Examples of classification and regression techniques

Unsupervised learning

Unsupervised learning techniques operate without known outputs or observations – that is, these techniques are not trying to predict any specific outcomes. Instead, unsupervised techniques attempt to uncover patterns within data sets.

Unsupervised techniques include clustering algorithms that group data in meaningful ways.

Clustering algorithms

Unsupervised machine learning models do not require labels to train on past data. Instead, they automatically
detect patterns in data to generate predictions.

Dimensionality reduction

Dimensionality reduction is a powerful approach to construct a low-dimensional representation of high-dimensional input data. The purpose of dimensionality reduction is to reduce noise so that a model can identify strong signals among complex inputs – i.e., to identify useful information.

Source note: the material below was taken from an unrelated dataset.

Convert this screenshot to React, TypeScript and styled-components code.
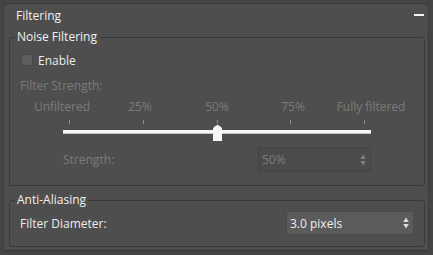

High dimensionality poses two challenges. First, it is hard for a person to conceptualize high-dimensional space, meaning that interpreting a model is non-intuitive. Second, algorithms have a hard time learning patterns when there are many sources of input data relative to the amount of available training data.

Example of an unsupervised machine learning model for anomaly detection.

Reinforcement learning

Reinforcement learning (RL) is a category of machine learning that uses a trial-and-error approach. RL is a more goal-directed learning approach than either supervised or unsupervised machine learning.

Deep Learning

Deep learning is a subset of machine learning that involves the application of complex, multi-layered artificial neural networks to solve problems.

Deep learning takes advantage of yet another step change in compute capabilities. Deep learning models are typically compute-intensive to train and much harder to interpret than conventional approaches.

A deep learning neural network is a collection of many nodes. The nodes are organized into layers, and the outputs from neurons in one layer become the inputs for the nodes in the next layer.

Single nodes are combined to form input, output, and hidden layers of a deep learning neural network.